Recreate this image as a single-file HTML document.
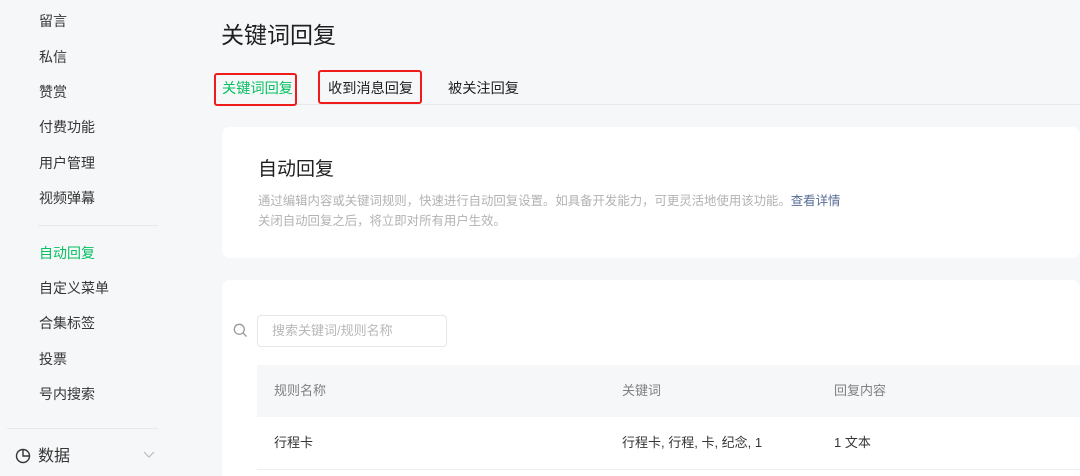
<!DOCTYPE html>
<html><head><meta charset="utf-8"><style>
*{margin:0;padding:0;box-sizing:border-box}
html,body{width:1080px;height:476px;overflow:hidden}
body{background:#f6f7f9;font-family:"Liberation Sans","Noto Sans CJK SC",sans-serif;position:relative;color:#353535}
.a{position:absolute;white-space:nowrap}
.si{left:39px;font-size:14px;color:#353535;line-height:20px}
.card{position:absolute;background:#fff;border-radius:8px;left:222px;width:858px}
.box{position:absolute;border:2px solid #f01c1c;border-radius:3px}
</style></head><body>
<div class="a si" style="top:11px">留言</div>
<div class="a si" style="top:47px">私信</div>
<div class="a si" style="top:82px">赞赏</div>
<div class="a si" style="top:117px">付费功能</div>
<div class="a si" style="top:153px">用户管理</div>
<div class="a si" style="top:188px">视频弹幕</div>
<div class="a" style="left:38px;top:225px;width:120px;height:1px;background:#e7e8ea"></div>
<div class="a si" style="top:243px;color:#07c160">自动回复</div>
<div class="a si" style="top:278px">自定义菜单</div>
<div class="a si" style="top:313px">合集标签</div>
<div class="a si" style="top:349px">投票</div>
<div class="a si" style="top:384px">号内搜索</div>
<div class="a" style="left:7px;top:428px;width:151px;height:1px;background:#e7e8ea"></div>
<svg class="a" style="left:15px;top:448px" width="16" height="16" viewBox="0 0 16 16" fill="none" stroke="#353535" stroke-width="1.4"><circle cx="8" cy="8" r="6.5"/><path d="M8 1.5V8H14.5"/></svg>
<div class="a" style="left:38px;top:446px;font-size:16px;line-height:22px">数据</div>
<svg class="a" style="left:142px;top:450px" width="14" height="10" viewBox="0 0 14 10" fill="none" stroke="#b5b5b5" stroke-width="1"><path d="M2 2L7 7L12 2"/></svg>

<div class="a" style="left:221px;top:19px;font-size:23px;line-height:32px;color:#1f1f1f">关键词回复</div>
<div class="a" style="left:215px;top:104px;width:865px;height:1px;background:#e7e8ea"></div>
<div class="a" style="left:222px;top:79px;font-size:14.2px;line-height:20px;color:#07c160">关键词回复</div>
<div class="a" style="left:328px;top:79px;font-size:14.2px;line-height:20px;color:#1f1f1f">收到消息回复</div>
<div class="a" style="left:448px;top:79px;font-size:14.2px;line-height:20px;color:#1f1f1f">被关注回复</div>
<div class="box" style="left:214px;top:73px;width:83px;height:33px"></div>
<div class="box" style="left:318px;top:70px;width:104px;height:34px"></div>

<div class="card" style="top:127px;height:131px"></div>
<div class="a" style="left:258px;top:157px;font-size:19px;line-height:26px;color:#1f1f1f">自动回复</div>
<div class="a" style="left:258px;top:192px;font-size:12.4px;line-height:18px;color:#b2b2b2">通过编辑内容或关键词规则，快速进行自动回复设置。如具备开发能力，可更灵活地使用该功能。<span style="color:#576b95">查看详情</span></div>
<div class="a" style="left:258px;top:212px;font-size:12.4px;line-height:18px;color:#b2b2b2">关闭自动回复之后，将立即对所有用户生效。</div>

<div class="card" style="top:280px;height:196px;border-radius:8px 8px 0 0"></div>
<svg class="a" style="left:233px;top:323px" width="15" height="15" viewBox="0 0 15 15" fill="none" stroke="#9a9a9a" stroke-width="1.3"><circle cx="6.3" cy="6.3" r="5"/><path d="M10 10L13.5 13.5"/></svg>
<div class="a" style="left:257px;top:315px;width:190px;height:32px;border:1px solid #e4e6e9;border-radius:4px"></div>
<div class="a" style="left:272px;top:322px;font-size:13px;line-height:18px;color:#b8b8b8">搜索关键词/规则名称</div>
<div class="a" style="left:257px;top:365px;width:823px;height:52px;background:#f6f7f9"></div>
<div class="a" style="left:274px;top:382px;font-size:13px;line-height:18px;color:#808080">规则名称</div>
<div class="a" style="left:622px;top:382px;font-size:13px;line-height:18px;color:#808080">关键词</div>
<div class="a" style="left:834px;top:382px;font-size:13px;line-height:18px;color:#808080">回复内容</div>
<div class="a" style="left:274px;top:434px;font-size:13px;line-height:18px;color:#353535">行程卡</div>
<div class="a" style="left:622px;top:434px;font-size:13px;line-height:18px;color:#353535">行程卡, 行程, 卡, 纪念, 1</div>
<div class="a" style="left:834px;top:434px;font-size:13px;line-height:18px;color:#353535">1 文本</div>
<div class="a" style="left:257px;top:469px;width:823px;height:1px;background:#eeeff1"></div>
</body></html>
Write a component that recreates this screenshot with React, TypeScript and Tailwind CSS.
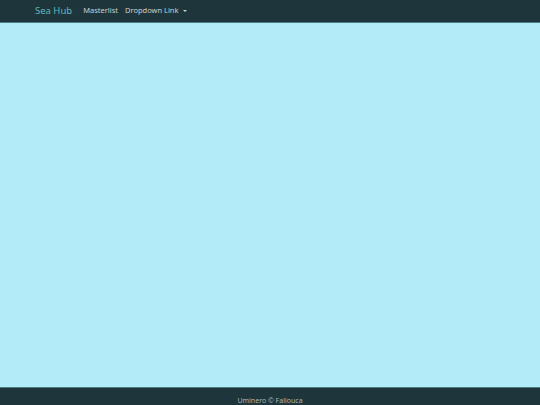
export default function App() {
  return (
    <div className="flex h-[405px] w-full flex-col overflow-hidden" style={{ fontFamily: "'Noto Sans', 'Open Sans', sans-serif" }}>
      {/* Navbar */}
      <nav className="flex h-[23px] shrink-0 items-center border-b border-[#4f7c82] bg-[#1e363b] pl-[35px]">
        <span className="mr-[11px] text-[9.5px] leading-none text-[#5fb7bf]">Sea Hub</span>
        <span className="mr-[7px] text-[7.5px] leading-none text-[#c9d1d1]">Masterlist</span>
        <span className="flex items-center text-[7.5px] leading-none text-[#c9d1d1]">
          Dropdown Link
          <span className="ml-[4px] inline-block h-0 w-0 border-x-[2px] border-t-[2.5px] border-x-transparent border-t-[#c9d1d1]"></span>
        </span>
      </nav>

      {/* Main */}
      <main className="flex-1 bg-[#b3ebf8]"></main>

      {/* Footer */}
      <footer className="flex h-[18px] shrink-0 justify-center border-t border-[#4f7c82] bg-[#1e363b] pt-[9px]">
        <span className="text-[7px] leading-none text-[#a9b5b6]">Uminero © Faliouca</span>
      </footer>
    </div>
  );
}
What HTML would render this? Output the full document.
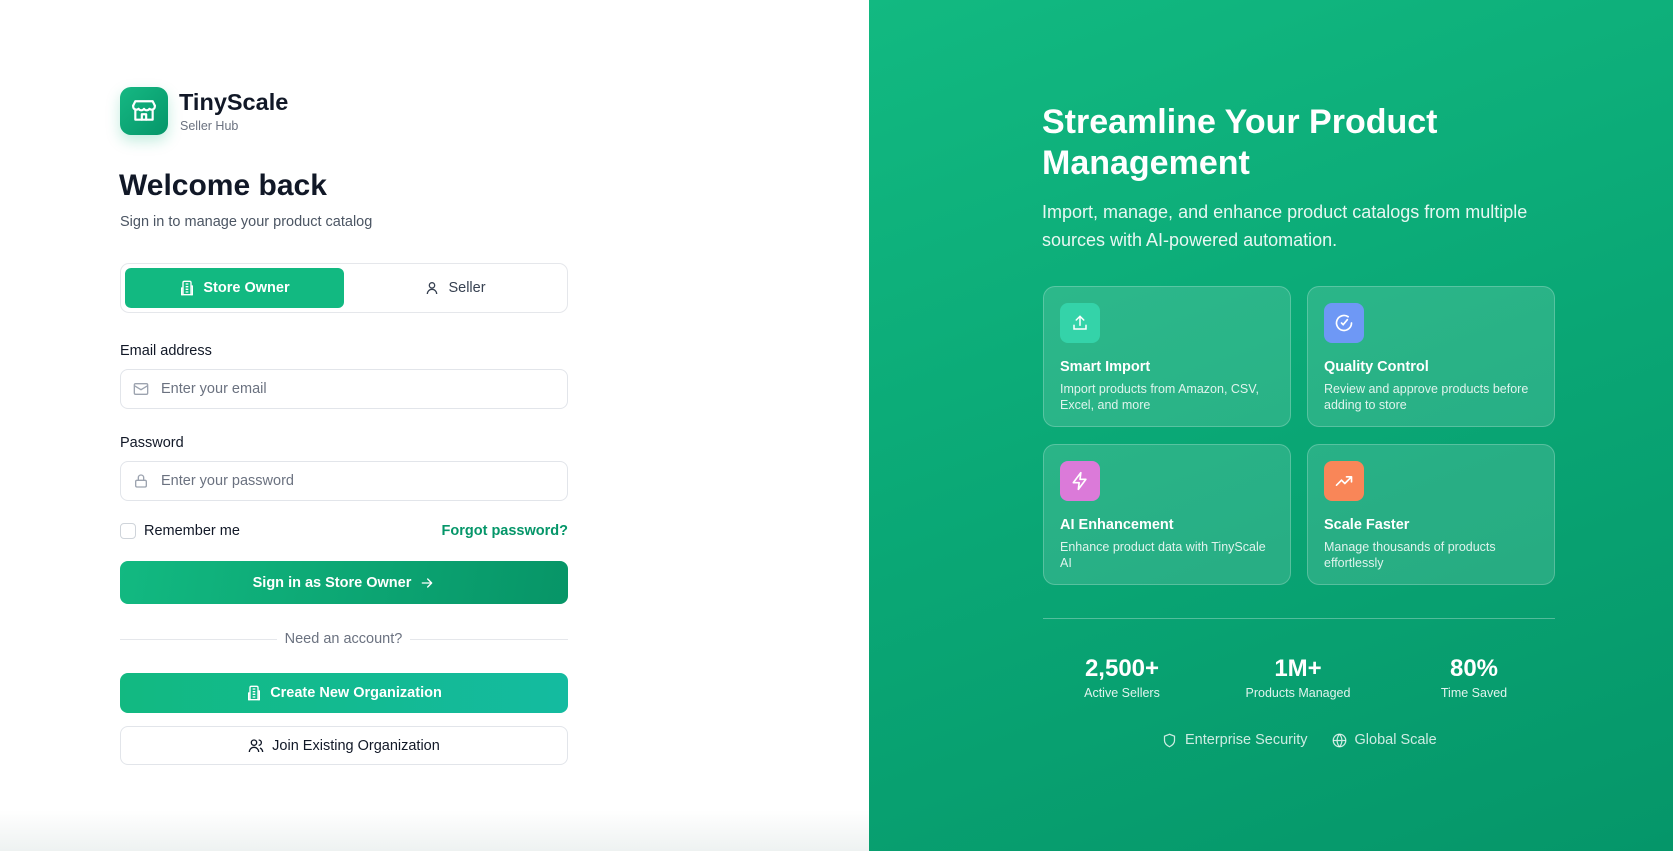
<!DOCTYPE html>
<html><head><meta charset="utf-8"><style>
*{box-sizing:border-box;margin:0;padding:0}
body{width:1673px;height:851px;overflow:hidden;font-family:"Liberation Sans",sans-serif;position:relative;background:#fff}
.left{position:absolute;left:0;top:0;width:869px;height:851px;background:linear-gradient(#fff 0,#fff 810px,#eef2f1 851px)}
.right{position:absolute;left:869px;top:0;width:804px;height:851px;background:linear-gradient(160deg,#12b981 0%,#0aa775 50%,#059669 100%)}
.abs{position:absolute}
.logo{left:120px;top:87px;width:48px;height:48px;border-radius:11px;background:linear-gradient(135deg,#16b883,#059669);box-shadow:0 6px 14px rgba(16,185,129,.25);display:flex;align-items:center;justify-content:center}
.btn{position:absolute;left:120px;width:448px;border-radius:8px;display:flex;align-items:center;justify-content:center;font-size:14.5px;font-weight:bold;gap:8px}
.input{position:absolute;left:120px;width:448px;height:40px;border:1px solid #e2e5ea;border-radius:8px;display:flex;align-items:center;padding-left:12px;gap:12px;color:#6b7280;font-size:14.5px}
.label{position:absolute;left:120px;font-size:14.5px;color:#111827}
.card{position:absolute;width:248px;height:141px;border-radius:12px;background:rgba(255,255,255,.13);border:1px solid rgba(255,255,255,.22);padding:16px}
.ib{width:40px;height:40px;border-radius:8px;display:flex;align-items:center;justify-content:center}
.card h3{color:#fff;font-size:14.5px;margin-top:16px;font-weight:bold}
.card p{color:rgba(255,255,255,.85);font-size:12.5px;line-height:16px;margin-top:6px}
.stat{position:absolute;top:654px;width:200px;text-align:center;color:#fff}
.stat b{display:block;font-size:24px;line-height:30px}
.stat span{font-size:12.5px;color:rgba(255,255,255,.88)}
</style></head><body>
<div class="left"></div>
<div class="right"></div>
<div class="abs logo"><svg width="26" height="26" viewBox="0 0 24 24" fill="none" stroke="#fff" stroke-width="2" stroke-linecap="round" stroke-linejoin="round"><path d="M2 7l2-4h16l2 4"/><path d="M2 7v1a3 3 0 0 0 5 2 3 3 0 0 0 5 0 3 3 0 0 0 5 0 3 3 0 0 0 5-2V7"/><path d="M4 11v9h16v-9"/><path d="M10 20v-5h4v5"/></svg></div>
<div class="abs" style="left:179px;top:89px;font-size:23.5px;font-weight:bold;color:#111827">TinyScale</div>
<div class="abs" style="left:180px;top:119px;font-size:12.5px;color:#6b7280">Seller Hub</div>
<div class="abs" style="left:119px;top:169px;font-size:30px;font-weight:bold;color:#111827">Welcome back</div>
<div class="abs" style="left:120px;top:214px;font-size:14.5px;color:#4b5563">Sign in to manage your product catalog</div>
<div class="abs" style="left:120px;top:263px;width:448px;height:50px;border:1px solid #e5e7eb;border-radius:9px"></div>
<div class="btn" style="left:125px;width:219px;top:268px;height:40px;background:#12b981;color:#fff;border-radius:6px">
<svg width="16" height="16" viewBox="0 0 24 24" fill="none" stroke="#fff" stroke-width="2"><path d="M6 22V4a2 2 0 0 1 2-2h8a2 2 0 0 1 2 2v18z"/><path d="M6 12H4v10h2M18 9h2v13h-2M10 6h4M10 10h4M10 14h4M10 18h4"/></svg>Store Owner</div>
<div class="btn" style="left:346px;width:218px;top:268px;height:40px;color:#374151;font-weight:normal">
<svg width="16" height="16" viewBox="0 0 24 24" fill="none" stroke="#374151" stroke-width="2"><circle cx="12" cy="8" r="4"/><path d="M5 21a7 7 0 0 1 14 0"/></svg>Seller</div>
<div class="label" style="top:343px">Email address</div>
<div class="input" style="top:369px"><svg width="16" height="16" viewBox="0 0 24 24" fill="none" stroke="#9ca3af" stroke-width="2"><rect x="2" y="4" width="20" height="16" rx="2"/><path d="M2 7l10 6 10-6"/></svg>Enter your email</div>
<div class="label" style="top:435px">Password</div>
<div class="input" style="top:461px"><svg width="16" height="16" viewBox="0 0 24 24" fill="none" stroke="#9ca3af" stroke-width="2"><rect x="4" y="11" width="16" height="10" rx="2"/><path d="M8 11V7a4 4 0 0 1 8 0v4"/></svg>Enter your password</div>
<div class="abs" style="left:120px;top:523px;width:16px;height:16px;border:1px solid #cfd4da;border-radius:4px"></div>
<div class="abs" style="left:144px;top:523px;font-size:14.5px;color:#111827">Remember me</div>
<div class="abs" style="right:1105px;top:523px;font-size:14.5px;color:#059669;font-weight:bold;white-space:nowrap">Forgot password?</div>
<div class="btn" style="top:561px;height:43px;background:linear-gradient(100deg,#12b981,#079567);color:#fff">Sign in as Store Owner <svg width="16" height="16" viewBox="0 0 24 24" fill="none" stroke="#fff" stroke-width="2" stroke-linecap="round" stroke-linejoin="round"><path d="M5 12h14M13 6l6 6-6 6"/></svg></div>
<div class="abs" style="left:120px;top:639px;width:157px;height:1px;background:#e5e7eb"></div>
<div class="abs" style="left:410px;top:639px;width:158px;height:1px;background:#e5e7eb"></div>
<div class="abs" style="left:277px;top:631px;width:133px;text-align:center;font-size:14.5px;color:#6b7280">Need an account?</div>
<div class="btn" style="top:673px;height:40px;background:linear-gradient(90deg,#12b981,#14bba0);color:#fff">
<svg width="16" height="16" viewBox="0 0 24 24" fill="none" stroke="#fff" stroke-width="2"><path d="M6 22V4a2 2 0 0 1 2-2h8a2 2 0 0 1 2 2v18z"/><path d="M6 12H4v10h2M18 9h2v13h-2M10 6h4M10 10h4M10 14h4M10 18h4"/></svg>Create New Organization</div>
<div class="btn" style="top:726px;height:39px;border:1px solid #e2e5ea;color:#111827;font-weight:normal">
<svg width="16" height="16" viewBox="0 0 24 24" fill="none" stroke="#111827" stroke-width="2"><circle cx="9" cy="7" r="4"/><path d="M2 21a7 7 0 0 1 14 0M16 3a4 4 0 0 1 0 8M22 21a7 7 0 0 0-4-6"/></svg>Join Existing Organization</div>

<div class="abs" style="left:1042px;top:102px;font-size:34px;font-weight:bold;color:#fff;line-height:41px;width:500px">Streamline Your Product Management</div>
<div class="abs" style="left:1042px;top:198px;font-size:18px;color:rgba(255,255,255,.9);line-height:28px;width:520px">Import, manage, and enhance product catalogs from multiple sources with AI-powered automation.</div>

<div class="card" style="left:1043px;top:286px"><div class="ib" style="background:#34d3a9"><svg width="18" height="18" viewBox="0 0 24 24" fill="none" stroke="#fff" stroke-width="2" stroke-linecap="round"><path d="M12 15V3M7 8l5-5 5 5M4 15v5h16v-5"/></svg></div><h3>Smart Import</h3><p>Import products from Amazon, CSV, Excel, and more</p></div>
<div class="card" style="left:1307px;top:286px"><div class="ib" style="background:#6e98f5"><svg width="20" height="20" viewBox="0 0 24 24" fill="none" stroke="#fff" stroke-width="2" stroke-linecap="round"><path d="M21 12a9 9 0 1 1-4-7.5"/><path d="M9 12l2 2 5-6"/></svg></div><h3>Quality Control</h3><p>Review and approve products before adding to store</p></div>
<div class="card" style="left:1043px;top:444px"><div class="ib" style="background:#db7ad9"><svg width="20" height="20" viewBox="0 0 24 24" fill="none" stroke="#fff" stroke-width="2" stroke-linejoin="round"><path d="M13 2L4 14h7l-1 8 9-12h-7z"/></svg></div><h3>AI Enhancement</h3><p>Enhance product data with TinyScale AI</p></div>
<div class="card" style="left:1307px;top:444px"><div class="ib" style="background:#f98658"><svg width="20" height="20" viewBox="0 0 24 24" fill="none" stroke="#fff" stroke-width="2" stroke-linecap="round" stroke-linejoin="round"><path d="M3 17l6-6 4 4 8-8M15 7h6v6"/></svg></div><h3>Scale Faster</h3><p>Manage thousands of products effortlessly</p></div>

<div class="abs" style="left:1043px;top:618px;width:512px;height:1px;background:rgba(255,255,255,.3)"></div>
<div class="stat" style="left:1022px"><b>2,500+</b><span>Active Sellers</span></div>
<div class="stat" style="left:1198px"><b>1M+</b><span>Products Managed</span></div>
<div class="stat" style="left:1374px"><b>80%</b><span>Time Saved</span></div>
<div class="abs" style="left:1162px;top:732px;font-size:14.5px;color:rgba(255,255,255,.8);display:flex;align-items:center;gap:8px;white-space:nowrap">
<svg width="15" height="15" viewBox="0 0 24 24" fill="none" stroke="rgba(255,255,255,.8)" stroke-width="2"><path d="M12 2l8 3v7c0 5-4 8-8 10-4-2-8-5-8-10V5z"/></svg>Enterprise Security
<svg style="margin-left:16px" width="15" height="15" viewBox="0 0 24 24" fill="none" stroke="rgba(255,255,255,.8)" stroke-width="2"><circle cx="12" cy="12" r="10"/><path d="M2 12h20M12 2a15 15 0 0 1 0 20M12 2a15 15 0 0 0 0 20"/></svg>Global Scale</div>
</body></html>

• AIM
From the data above, gather every line that includes the word "document".

• CORRECT OUTPUT
Recreate this image as a single-file HTML document.
What HTML would render this? Output the full document.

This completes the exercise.